Un chef d’inculpation rare
Interrogé par les enquêteurs concernant la phrase diffusée sur VKontakte, Alain Soral a expliqué que ce compte ne lui appartient pas, mais que ces «propos étaient drôles et justes», précise l’ordonnance. Il a par ailleurs reconnu avoir tenu les propos de l’autre vidéo, celle que vise la procédure, mais contesté qu’ils puissent constituer une provocation à porter atteinte aux intérêts fondamentaux de la nation. Dans l’attente de son procès, il reste présumé innocent.
Ce chef est «une rareté», confie à Libé un magistrat antiterroriste qui n’a pas participé aux investigations. «Il est prévu par le nouveau train de loi post-attentats de 2015, visant à lutter contre les appels à la commission d’actes violents et le terrorisme, l’atteinte à la sécurité de l’Etat», détaille-t-il. Qu’il soit invoqué ici pourrait matérialiser que «l’objectif du juge d’instruction est de souligner que ces propos ne sont pas seulement antisémites mais visent aussi à déstabiliser la société à travers le renversement du pouvoir. Or, de plus en plus, la justice travaille également sur les réseaux d’influence dont la production peut participer pousser à l’acte des “loups solitaires”.»

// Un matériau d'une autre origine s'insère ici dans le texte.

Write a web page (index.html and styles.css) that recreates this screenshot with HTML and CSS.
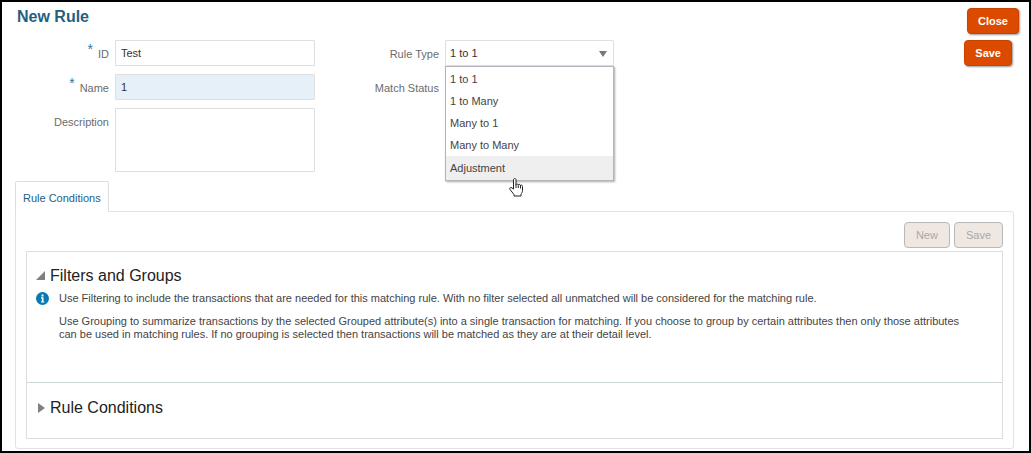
FILE: index.html
```html
<!DOCTYPE html>
<html lang="en">
<head>
<meta charset="utf-8">
<meta name="viewport" content="width=device-width, initial-scale=1">
<title>New Rule</title>
<link rel="stylesheet" href="styles.css">
</head>
<body>
<main class="page">
  <header class="page-header">
    <h1 class="page-title">New Rule</h1>
    <button class="btn btn-primary" type="button">Close</button>
  </header>

  <form class="rule-form">
    <div class="fields">
      <label class="label" for="rule-id"><span class="required">*</span> ID</label>
      <input class="control" id="rule-id" type="text" value="Test">
      <label class="label" for="rule-name"><span class="required">*</span> Name</label>
      <input class="control control-active" id="rule-name" type="text" value="1">
      <label class="label" for="rule-desc">Description</label>
      <textarea class="control control-area" id="rule-desc"></textarea>
    </div>
    <div class="fields fields-type">
      <label class="label" for="rule-type">Rule Type</label>
      <div class="select-wrap">
        <select class="control control-select" id="rule-type">
          <option selected>1 to 1</option>
          <option>1 to Many</option>
          <option>Many to 1</option>
          <option>Many to Many</option>
          <option>Adjustment</option>
        </select>
        <svg class="select-arrow" viewBox="0 0 8 6" aria-hidden="true"><path d="M0 0h8L4 6z"/></svg>
        <ul class="menu" role="listbox" aria-label="Rule Type">
          <li class="menu-item" role="option">1 to 1</li>
          <li class="menu-item" role="option">1 to Many</li>
          <li class="menu-item" role="option">Many to 1</li>
          <li class="menu-item" role="option">Many to Many</li>
          <li class="menu-item menu-item-hover" role="option">Adjustment</li>
        </ul>
        <svg class="pointer" viewBox="0 0 14 19" aria-hidden="true">
          <path d="M4.500 11V2c0-2 2.500-2 2.500 0v5c0-1.500 2.300-1.500 2.300.3 0-1.500 2.200-1.200 2.200.5 0-1.300 2-1 2 .8v4.200c0 1.500-1 2.200-1.500 3.700v1.500H5V16.500L1 11.500c-1-1.500.8-2.700 2-1.500z"/>
          <path d="M7 7v3M9.300 7.500V10M11.500 8v2.500"/>
        </svg>
      </div>
      <span class="label">Match Status</span>
    </div>
    <button class="btn btn-primary btn-save" type="button">Save</button>
  </form>

  <div class="tabs" role="tablist">
    <button class="tab" type="button" role="tab" aria-selected="true">Rule Conditions</button>
  </div>

  <section class="panel">
    <div class="toolbar">
      <button class="btn btn-disabled" type="button" disabled>New</button>
      <button class="btn btn-disabled" type="button" disabled>Save</button>
    </div>
    <div class="sections">
      <section class="section section-filters">
        <h2 class="section-title">
          <svg class="disclosure" viewBox="0 0 10 10" aria-hidden="true"><path d="M9 0v9H0z"/></svg>
          Filters and Groups
        </h2>
        <div class="help">
          <svg class="info" viewBox="0 0 13 13" aria-hidden="true">
            <circle class="info-disc" cx="6.500" cy="6.500" r="6.500"/>
            <path class="info-mark" d="M5.500 2.500h2v2h-2zM5 5.300h2.500V9.500H8.300v1H5v-1h.8V6.300H5z"/>
          </svg>
          <div class="help-text">
            <p class="help-line">Use Filtering to include the transactions that are needed for this matching rule. With no filter selected all unmatched will be considered for the matching rule.</p>
            <p class="help-line">Use Grouping to summarize transactions by the selected Grouped attribute(s) into a single transaction for matching. If you choose to group by certain attributes then only those attributes can be used in matching rules. If no grouping is selected then transactions will be matched as they are at their detail level.</p>
          </div>
        </div>
      </section>
      <section class="section section-rules">
        <h2 class="section-title">
          <svg class="disclosure" viewBox="0 0 10 10" aria-hidden="true"><path d="M2 0l7 5-7 5z"/></svg>
          Rule Conditions
        </h2>
      </section>
    </div>
  </section>
</main>
</body>
</html>
```

FILE: styles.css
```css
* {
  box-sizing: border-box;
}

body {
  margin: 0;
  background: #fff;
  color: #444;
  font-family: "Liberation Sans", Arial, sans-serif;
  font-size: 11px;
}

.page {
  min-height: 100vh;
  border: 2px solid #000;
  padding: 6px 15px 1px 13px;
}

.page-header {
  display: flex;
  justify-content: space-between;
  align-items: flex-start;
  margin-right: -5px;
  padding-left: 2px;
}

.page-title {
  margin: 0;
  color: #25607f;
  font-size: 16px;
  line-height: 18px;
}

.btn {
  height: 26px;
  padding: 0 10px;
  border: 1px solid;
  border-radius: 4px;
  font: 11px "Liberation Sans", Arial, sans-serif;
}

.btn-primary {
  border-color: #c84400;
  background: #dc4a00;
  color: #fff;
  font-weight: bold;
  box-shadow: 1px 1px 2px #999;
}

.btn-save {
  margin-left: auto;
}

.btn-disabled {
  padding: 0 11px;
  border-color: #b8b8b8;
  background: #efe8e2;
  color: #a9a9a6;
}

.rule-form {
  display: flex;
  align-items: flex-start;
  margin-top: 6px;
  padding-right: 2px;
}

.fields {
  display: grid;
  grid-template-columns: 94px 200px;
  column-gap: 6px;
  row-gap: 8px;
}

.fields-type {
  grid-template-columns: 124px 169px;
}

.label {
  padding-top: 7px;
  color: #6c6c6c;
  line-height: 14px;
  text-align: right;
}

.required {
  margin-right: 2px;
  color: #2d7aa8;
  font-size: 14px;
  line-height: 0;
  vertical-align: 4px;
}

.control {
  width: 100%;
  height: 26px;
  padding: 0 5px;
  border: 1px solid #dfdfdf;
  border-radius: 1px;
  background: #fff;
  color: #333;
  font: 11px "Liberation Sans", Arial, sans-serif;
}

.control-active {
  background: #e6f0f8;
}

.control-area {
  display: block;
  height: 64px;
  resize: none;
}

.select-wrap {
  position: relative;
}

.control-select {
  padding: 0 4px;
  appearance: none;
}

.select-arrow {
  position: absolute;
  top: 11px;
  right: 7px;
  width: 8px;
  height: 6px;
  fill: #777;
}

.menu {
  position: absolute;
  z-index: 1;
  top: 26px;
  left: 0;
  width: 100%;
  margin: 0;
  padding: 1px 0 0;
  border: 1px solid #b4b4bc;
  background: #fff;
  box-shadow: 1px 1px 2px #aaa;
  list-style: none;
}

.menu-item {
  padding: 0 4px;
  line-height: 22px;
}

.menu-item:last-child {
  line-height: 24px;
}

.menu-item-hover {
  background: #efefef;
}

.pointer {
  position: absolute;
  z-index: 2;
  top: 138px;
  left: 64px;
  width: 14px;
  height: 19px;
  fill: #fff;
  stroke: #222;
}

.tabs {
  display: flex;
  margin-top: 9px;
}

.tab {
  z-index: 1;
  height: 31px;
  margin-bottom: -1px;
  padding: 2px 7px 0;
  border: 1px solid #dedede;
  border-bottom: 0;
  border-radius: 2px 2px 0 0;
  background: #fff;
  color: #25607f;
  font: 11px "Liberation Sans", Arial, sans-serif;
}

.panel {
  padding: 10px 10px 9px;
  border: 1px solid #e2e2e2;
  border-radius: 0 3px 3px 3px;
}

.toolbar {
  display: flex;
  justify-content: flex-end;
  gap: 4px;
}

.sections {
  margin-top: 3px;
  border: 1px solid #e0dcdc;
}

.section {
  padding: 15px 24px 0 9px;
}

.section-filters {
  min-height: 131px;
  border-bottom: 1px solid #ccd6d8;
}

.section-rules {
  min-height: 55px;
  padding-top: 16px;
}

.section-title {
  display: flex;
  align-items: center;
  gap: 4px;
  margin: 0;
  color: #222;
  font-size: 16px;
  font-weight: normal;
  line-height: 18px;
}

.disclosure {
  width: 10px;
  height: 10px;
  fill: #808080;
}

.help {
  display: flex;
  gap: 10px;
  margin-top: 7px;
}

.info {
  flex: none;
  width: 13px;
  height: 13px;
}

.info-disc {
  fill: #0879b4;
}

.info-mark {
  fill: #fff;
}

.help-line {
  margin: 0 0 10px;
  line-height: 13px;
}
```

Contactée, maître Ilana Soskin, avocate de l’organisation antiraciste Licra, partie civile dans ce dossier, se dit satisfaite que ce délit a été retenu. «C’est reconnaître que les gens comme Alain Soral, qui ont une audience, une communauté de fidèles qu’ils abreuvent de haine, contribuent à armer idéologiquement le bras de ceux qui pourraient basculer dans l’action violente», dit-elle. Egalement contacté, l’avocat du Mrap, qui est aussi partie civile, maître Jean-Louis Lagarde, reconnaît un motif peu couramment invoqué dans ce type de dossier. Il ajoute : «Il appelait à prendre les armes. Or, certains de nos concitoyens rêvent d’en découdre… Et si la liberté d’expression est sacrée, les abus doivent être poursuivis car le passé l’a démontré : on peut tuer avec une plume, on peut pousser au crime avec des paroles.»